◆ Given task
Give again, word for word, the lines below that run from the line with "Generate a web" through the line with "string; text: string". Drop the pictures.

◆ Supplied material
===============

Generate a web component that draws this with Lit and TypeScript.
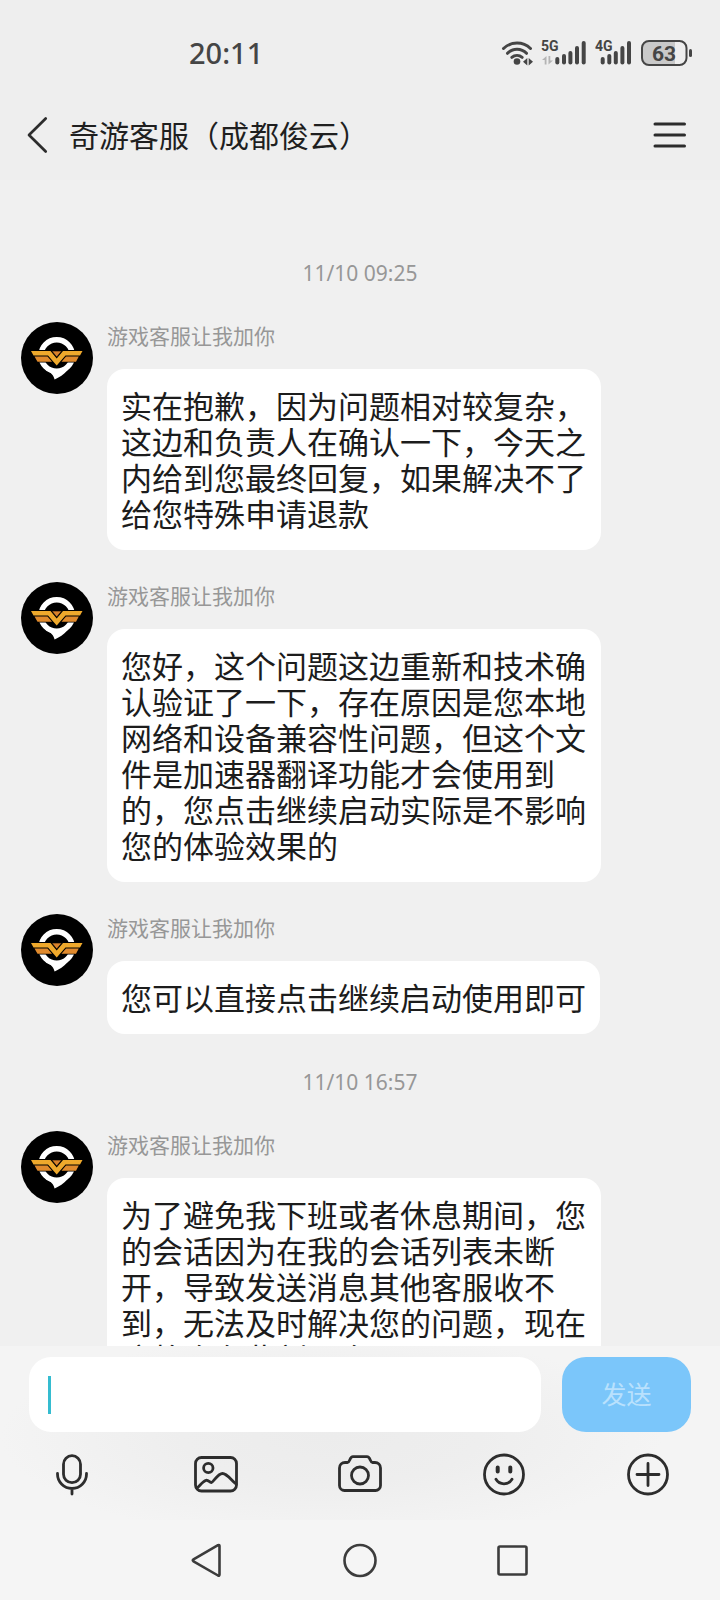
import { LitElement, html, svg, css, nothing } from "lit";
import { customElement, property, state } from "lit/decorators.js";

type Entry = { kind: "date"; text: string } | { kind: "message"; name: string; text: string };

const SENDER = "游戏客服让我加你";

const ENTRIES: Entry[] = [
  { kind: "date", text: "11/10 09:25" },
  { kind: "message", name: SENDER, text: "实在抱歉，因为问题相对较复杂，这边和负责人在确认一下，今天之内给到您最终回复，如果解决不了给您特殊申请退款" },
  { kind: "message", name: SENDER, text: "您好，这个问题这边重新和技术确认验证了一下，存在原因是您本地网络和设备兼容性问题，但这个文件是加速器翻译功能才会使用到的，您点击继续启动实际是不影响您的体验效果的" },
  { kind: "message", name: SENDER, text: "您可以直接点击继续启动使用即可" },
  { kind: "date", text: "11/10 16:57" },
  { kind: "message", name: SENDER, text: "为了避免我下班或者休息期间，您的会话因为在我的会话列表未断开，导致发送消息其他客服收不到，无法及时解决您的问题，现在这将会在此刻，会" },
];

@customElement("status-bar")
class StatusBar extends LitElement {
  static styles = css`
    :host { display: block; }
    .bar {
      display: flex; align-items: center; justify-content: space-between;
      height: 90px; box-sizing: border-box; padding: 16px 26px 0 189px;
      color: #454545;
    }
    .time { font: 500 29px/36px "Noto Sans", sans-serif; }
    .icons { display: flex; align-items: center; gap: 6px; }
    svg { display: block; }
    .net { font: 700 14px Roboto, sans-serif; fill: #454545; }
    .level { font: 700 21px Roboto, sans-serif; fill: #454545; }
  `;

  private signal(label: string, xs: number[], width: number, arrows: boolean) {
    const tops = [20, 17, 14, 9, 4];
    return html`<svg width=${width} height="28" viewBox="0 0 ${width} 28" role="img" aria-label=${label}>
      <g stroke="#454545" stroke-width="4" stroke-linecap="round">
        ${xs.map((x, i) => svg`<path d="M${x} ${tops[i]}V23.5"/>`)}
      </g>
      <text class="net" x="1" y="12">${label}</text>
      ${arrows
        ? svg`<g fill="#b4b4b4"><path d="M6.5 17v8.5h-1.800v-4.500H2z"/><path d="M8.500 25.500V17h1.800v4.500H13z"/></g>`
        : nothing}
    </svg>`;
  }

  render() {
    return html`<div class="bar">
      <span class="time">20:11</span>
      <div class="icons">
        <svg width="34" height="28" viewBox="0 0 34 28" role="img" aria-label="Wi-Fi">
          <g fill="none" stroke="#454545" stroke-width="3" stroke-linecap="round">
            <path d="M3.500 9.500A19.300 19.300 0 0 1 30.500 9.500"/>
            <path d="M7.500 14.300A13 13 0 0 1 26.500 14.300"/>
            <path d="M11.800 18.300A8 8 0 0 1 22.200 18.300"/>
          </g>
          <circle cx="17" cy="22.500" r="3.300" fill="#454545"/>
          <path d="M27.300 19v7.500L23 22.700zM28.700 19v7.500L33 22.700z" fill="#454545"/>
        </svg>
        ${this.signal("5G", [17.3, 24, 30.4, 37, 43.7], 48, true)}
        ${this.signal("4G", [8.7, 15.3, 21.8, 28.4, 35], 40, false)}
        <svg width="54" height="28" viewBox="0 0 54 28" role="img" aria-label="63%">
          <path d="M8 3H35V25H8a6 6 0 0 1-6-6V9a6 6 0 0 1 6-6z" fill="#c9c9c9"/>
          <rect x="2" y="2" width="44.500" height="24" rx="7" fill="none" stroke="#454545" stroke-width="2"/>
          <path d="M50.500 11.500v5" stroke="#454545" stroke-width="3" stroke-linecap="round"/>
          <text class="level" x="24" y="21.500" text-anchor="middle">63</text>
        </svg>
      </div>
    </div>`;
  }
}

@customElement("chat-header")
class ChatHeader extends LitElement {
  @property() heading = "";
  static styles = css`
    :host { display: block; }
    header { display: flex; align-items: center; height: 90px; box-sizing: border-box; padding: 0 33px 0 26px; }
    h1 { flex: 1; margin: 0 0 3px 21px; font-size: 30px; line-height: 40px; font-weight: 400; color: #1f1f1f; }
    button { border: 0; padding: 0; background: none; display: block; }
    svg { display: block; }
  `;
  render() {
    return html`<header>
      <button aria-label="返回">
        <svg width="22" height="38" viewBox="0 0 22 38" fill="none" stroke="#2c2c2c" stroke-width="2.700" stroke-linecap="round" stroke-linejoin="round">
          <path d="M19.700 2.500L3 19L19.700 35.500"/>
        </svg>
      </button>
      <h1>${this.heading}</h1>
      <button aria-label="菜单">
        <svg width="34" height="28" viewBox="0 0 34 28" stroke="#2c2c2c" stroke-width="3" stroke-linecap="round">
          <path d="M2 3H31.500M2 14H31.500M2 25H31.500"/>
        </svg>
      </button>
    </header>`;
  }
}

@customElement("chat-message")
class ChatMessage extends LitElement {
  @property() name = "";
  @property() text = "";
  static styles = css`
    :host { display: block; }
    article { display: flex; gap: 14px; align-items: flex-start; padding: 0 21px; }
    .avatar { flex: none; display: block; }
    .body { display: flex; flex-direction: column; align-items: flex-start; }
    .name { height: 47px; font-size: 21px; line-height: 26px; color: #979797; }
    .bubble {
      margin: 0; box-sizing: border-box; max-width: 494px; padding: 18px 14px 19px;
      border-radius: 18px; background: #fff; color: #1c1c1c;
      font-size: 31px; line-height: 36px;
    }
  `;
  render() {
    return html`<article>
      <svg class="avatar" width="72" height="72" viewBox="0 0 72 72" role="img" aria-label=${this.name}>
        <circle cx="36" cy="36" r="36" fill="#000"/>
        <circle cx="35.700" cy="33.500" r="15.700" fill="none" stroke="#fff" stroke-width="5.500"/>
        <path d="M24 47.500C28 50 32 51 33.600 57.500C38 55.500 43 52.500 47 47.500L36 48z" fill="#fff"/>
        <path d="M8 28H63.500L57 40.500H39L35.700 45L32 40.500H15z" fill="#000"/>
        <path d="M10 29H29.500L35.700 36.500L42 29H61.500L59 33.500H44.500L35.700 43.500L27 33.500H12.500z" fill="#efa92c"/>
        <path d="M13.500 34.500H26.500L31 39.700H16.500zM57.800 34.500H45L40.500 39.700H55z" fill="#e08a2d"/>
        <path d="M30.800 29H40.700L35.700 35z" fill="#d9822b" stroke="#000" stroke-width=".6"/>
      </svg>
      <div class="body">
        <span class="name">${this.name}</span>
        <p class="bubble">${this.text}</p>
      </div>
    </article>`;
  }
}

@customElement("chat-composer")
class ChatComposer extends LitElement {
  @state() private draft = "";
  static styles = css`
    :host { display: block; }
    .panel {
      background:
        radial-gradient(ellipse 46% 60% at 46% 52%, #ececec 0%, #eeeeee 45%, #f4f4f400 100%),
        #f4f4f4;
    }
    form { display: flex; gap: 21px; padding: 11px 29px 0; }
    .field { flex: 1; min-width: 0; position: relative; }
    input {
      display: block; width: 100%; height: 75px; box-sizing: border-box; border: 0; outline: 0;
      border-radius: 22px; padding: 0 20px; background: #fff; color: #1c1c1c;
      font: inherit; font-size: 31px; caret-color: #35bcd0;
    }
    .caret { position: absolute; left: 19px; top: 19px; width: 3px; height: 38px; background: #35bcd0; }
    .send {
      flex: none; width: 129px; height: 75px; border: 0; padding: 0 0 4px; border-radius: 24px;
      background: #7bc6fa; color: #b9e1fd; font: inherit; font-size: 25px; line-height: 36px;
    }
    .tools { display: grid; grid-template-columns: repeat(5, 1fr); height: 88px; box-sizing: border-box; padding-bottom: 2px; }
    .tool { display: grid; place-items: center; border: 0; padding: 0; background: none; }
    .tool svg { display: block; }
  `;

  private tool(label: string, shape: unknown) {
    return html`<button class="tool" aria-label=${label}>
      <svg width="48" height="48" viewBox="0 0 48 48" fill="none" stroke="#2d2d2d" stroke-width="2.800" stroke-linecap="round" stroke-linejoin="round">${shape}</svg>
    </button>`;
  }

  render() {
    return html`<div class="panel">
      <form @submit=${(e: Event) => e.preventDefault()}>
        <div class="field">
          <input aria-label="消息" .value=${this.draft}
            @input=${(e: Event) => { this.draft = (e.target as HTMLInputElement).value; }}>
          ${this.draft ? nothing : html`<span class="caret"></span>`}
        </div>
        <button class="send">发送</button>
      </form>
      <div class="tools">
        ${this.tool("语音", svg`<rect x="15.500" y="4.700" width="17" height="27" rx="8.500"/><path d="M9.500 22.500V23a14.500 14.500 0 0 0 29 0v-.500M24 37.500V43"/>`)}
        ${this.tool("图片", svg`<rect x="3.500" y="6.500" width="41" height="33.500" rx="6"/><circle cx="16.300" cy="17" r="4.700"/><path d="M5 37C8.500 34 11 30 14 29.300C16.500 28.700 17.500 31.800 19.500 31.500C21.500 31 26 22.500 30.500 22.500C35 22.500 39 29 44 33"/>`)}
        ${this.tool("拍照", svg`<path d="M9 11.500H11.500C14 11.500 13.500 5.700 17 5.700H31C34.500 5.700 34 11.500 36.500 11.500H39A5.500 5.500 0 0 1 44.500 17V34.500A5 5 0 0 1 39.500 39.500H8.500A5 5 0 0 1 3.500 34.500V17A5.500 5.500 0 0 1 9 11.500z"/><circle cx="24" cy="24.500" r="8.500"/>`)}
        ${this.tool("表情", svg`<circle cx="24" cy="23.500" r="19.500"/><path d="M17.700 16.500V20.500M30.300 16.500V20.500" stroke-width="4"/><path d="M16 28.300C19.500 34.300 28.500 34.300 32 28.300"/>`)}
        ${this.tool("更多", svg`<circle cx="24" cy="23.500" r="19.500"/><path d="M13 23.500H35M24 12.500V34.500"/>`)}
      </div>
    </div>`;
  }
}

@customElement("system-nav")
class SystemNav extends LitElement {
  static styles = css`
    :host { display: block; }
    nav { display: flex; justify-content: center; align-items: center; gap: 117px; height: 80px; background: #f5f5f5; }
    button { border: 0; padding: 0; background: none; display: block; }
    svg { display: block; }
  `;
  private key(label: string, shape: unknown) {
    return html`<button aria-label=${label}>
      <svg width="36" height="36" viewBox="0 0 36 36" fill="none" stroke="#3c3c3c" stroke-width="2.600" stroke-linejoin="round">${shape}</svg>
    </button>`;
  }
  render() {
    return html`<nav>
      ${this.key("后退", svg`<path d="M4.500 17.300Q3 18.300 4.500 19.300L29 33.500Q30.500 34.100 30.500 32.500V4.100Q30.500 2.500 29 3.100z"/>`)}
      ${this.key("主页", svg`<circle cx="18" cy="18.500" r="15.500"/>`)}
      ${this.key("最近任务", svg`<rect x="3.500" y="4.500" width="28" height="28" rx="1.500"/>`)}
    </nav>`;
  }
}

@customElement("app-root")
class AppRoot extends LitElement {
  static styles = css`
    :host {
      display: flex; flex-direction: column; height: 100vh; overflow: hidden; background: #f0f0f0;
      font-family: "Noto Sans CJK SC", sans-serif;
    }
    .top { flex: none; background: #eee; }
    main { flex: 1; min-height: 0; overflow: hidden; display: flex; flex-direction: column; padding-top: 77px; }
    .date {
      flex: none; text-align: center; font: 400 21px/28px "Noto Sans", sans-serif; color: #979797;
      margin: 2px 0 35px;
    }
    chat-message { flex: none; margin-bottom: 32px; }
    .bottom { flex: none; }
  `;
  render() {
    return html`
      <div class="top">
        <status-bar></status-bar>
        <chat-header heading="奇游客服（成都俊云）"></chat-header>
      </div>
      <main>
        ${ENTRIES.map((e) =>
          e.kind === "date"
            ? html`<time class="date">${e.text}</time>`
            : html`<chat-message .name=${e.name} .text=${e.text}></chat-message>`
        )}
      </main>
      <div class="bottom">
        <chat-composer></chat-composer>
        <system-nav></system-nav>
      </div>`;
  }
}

===============

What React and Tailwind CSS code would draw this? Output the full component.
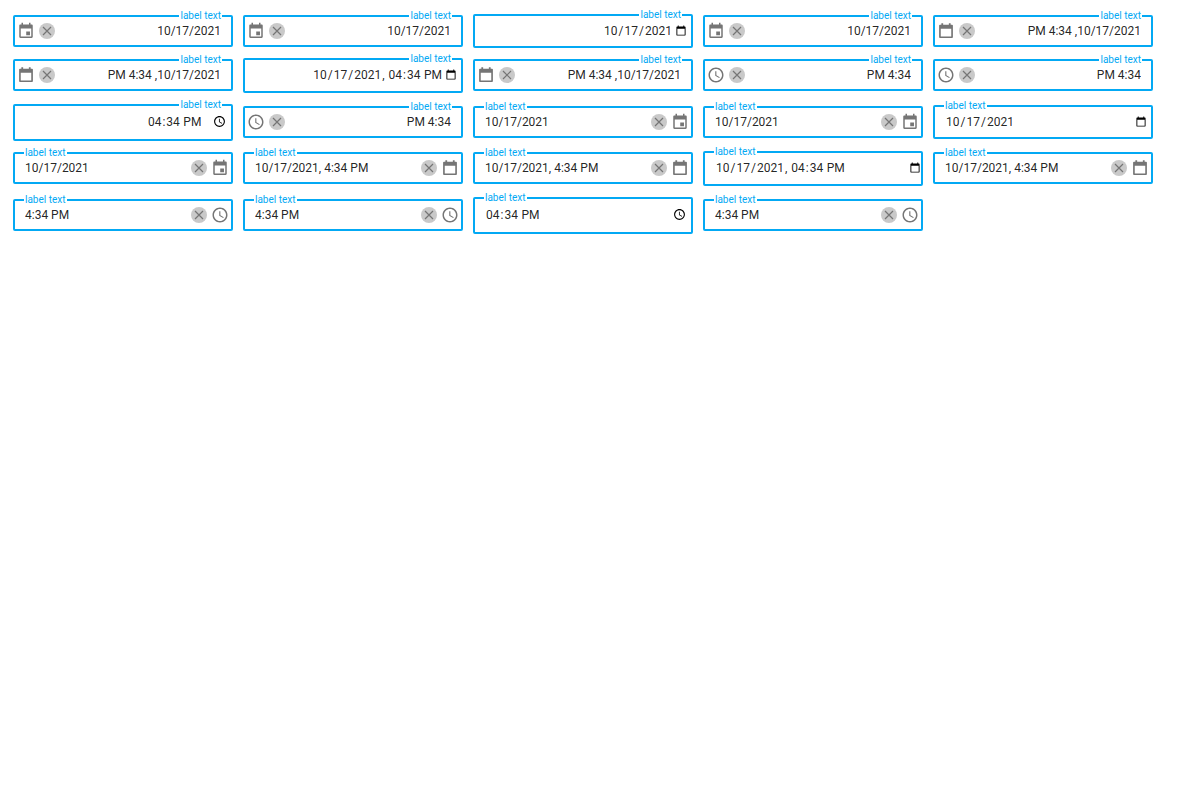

===============

◆ Result
Generate a web component that draws this with Lit and TypeScript.
import { LitElement, html, svg, css, nothing } from "lit";
import { customElement, property, state } from "lit/decorators.js";

type Entry = { kind: "date"; text: string } | { kind: "message"; name: string; text: string };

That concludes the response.